WRITTEN INSTRUCTION — List each line in which the string "this" appears.

RAW RECORDS —
--------------------------------------------------
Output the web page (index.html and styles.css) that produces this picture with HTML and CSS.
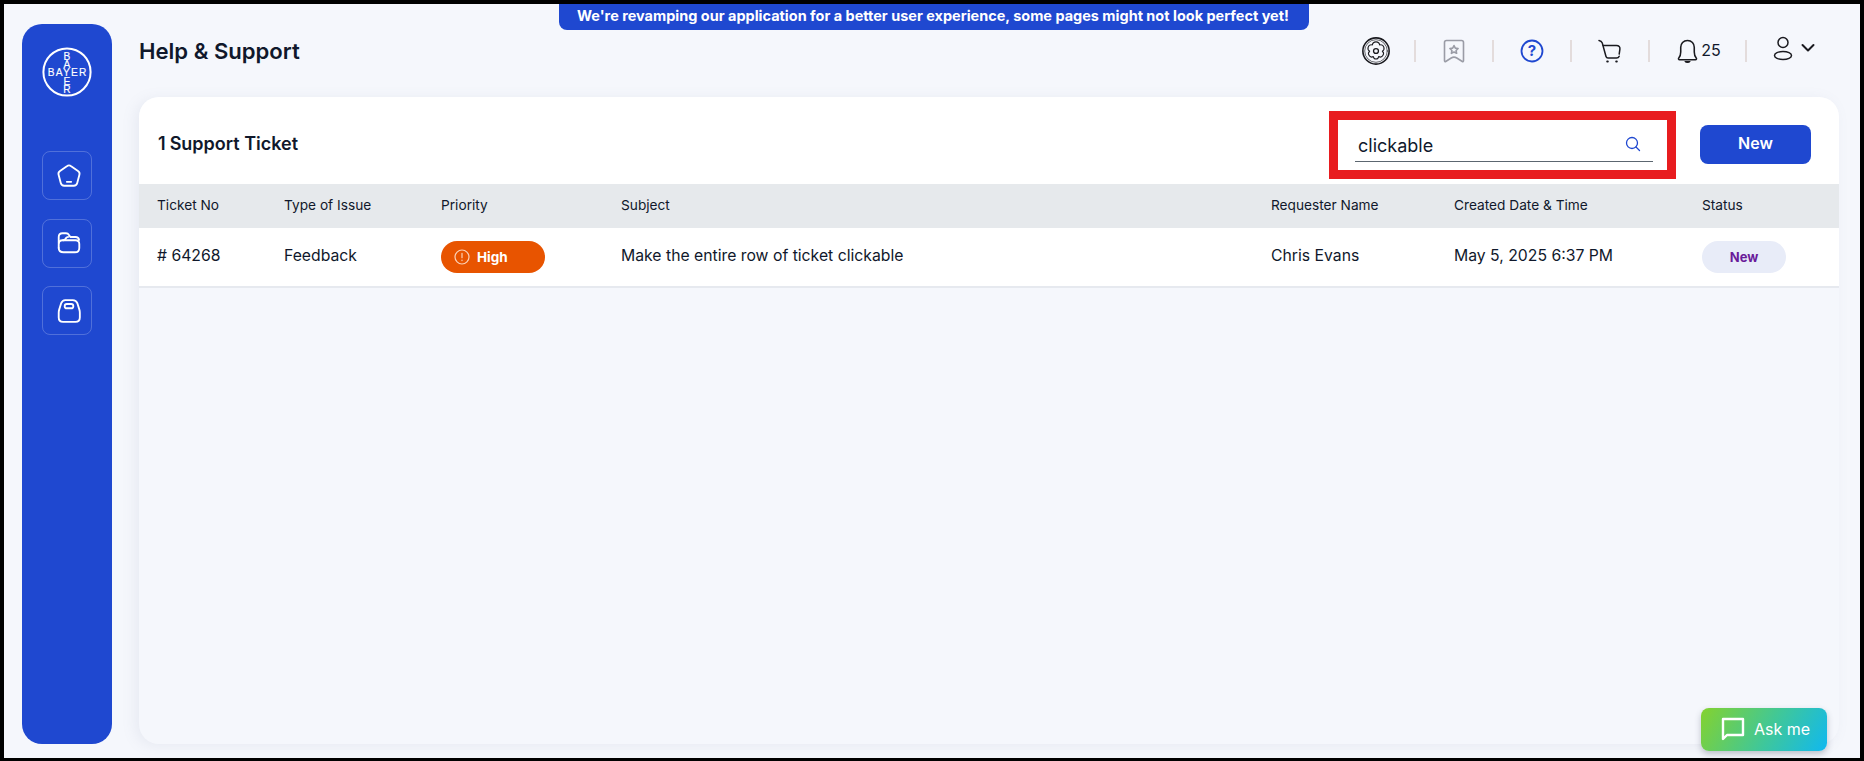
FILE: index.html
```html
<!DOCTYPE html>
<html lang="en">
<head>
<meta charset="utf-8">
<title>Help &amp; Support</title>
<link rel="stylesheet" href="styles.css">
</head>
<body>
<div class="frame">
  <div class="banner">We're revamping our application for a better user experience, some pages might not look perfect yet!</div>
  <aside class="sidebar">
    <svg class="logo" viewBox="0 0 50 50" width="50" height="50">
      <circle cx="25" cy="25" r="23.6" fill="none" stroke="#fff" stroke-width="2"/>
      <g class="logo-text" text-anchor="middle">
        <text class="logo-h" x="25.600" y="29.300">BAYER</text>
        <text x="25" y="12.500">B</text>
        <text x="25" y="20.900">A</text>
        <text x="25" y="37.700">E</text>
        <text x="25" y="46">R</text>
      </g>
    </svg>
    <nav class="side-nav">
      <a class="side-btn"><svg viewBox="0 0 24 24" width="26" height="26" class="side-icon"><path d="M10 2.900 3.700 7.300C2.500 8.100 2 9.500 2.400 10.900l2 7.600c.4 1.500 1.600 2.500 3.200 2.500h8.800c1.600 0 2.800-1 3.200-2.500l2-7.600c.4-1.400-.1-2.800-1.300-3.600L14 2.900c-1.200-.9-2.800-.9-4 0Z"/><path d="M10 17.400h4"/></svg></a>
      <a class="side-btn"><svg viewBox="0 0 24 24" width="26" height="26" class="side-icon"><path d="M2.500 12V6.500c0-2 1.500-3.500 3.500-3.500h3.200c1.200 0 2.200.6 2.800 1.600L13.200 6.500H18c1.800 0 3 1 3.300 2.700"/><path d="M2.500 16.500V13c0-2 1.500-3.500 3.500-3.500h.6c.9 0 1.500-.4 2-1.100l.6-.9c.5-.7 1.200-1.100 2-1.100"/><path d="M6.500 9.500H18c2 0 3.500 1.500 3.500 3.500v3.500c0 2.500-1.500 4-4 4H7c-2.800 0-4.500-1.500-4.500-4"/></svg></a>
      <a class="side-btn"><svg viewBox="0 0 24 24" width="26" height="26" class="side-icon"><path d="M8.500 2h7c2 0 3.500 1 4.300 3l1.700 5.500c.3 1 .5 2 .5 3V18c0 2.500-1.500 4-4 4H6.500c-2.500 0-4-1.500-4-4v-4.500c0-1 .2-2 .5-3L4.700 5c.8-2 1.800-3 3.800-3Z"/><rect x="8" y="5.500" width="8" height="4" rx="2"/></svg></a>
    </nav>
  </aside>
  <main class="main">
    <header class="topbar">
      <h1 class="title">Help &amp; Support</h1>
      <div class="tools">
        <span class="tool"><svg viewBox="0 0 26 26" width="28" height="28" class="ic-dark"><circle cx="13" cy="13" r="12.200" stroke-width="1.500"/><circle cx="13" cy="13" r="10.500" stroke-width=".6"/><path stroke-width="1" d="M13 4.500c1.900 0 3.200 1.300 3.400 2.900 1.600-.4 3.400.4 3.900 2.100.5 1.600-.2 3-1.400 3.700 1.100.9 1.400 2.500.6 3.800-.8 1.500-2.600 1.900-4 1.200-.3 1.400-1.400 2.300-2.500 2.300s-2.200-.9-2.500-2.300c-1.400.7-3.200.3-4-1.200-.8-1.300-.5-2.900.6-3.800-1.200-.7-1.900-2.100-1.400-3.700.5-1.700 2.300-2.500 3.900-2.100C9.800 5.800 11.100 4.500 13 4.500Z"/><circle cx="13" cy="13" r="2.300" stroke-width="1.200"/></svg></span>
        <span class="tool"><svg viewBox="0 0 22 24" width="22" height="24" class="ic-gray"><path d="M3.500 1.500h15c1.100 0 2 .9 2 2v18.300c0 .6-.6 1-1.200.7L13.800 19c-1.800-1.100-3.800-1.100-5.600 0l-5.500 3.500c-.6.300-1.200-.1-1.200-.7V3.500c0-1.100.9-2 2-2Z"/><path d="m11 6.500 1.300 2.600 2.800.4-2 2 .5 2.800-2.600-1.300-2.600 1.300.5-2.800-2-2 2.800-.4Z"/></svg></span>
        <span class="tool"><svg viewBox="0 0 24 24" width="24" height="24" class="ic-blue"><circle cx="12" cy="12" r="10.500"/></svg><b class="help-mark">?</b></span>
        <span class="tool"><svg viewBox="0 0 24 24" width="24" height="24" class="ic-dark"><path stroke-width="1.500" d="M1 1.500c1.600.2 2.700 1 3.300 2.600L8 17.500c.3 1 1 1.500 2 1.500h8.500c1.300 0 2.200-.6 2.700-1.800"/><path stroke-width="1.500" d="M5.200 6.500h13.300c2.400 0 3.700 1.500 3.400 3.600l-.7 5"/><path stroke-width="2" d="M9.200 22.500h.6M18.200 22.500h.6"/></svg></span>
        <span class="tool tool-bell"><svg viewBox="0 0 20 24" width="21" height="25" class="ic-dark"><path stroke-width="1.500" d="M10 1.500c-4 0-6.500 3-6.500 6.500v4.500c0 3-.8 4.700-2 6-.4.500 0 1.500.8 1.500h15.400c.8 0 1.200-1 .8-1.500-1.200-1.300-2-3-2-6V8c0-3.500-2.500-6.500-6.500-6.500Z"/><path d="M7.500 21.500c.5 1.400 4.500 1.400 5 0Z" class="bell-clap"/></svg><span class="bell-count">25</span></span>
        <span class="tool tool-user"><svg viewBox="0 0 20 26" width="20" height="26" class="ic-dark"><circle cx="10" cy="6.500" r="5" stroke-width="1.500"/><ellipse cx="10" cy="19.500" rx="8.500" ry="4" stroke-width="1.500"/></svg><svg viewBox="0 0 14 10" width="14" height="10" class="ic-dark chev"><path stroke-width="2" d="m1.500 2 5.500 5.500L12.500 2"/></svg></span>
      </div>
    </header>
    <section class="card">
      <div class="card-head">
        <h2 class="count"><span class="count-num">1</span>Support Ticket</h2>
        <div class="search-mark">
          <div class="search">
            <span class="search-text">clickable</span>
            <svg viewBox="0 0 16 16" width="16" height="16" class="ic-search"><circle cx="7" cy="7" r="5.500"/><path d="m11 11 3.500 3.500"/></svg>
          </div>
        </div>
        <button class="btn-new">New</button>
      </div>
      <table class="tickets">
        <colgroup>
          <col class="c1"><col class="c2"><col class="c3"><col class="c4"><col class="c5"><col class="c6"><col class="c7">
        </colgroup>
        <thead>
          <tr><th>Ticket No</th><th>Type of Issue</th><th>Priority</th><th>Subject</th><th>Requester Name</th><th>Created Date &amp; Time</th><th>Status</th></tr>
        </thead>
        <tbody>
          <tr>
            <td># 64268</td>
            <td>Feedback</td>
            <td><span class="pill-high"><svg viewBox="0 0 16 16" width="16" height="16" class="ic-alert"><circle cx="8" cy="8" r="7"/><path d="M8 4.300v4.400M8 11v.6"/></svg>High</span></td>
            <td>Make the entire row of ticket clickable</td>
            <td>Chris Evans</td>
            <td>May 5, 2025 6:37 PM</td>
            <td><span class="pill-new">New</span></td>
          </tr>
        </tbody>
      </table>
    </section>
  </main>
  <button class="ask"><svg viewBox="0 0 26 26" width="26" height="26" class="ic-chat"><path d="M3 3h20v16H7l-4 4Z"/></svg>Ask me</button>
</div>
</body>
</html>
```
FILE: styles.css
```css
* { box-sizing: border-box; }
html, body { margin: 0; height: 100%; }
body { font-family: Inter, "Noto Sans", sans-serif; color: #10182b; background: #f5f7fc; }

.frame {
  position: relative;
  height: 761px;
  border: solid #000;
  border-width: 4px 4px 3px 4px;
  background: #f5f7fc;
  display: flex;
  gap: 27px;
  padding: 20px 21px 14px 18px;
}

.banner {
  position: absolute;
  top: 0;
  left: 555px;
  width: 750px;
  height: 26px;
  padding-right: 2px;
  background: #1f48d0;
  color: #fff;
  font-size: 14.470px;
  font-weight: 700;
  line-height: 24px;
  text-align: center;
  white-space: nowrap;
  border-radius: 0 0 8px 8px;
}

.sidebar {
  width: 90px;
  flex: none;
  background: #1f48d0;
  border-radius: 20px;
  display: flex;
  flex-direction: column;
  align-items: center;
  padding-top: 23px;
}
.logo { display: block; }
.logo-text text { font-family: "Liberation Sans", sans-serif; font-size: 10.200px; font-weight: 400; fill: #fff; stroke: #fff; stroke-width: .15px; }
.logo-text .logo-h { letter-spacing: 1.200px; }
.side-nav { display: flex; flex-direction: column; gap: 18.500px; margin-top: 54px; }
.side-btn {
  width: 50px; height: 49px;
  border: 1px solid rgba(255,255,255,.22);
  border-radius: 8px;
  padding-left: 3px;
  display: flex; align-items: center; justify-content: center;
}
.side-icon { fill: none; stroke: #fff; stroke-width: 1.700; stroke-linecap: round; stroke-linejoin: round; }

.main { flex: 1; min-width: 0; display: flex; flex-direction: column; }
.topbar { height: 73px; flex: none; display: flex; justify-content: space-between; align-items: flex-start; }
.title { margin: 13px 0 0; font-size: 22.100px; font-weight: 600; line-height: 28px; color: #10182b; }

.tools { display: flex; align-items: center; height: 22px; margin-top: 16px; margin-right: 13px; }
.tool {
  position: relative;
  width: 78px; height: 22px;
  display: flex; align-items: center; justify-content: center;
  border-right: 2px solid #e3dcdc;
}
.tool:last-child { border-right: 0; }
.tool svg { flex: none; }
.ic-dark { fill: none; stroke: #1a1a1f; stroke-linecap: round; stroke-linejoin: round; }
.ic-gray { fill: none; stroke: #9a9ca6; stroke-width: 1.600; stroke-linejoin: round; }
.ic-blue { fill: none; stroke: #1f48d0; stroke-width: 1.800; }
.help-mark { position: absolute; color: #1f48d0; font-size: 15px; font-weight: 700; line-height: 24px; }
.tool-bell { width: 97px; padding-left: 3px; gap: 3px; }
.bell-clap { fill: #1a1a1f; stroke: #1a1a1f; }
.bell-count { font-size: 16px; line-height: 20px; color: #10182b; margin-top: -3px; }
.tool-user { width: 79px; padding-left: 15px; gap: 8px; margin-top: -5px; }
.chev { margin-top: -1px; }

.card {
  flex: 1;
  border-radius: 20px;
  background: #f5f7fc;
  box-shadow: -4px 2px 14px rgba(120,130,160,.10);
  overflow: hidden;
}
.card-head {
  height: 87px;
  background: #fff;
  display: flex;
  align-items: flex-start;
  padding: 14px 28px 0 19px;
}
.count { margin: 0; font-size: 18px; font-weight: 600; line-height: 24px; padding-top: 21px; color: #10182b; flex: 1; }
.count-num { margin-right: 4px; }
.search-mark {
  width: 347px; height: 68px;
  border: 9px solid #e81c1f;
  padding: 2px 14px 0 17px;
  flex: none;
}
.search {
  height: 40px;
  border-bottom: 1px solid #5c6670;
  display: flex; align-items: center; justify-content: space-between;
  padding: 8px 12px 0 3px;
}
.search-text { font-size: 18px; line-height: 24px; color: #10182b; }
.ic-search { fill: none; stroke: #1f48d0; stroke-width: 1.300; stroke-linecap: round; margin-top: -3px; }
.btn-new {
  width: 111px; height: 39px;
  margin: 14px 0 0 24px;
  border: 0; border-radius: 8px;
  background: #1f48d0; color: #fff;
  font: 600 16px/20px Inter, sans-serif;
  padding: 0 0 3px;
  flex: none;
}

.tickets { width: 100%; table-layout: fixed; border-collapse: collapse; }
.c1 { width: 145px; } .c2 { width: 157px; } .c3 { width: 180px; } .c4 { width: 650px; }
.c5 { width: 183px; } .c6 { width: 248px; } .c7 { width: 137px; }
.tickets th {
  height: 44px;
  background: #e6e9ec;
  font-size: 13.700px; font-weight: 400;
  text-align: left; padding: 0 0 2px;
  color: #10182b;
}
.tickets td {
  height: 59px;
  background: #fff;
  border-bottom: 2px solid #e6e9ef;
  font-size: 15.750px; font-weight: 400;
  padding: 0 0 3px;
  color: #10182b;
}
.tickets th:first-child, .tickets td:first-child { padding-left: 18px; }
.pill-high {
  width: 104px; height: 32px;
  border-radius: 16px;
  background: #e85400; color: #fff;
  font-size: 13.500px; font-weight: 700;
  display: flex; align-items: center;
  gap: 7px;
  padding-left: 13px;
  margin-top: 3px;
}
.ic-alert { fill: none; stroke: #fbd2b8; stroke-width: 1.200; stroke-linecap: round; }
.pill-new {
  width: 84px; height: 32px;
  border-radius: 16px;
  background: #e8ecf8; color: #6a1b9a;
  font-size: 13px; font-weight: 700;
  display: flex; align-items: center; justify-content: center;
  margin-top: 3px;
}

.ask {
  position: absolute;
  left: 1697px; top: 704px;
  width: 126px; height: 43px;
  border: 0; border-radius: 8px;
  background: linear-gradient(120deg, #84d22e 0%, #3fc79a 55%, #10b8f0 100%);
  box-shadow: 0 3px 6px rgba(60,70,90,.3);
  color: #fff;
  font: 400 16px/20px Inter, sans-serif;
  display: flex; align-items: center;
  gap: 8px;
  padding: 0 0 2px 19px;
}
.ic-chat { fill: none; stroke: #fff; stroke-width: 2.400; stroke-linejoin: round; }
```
--------------------------------------------------
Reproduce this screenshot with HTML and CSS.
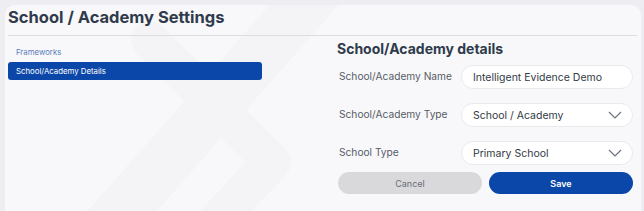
--------------------------------------------------
SOLUTION TO THE PROBLEM —
Output the web page (index.html and styles.css) that produces this picture with HTML and CSS.
Reproduce this screenshot with HTML and CSS.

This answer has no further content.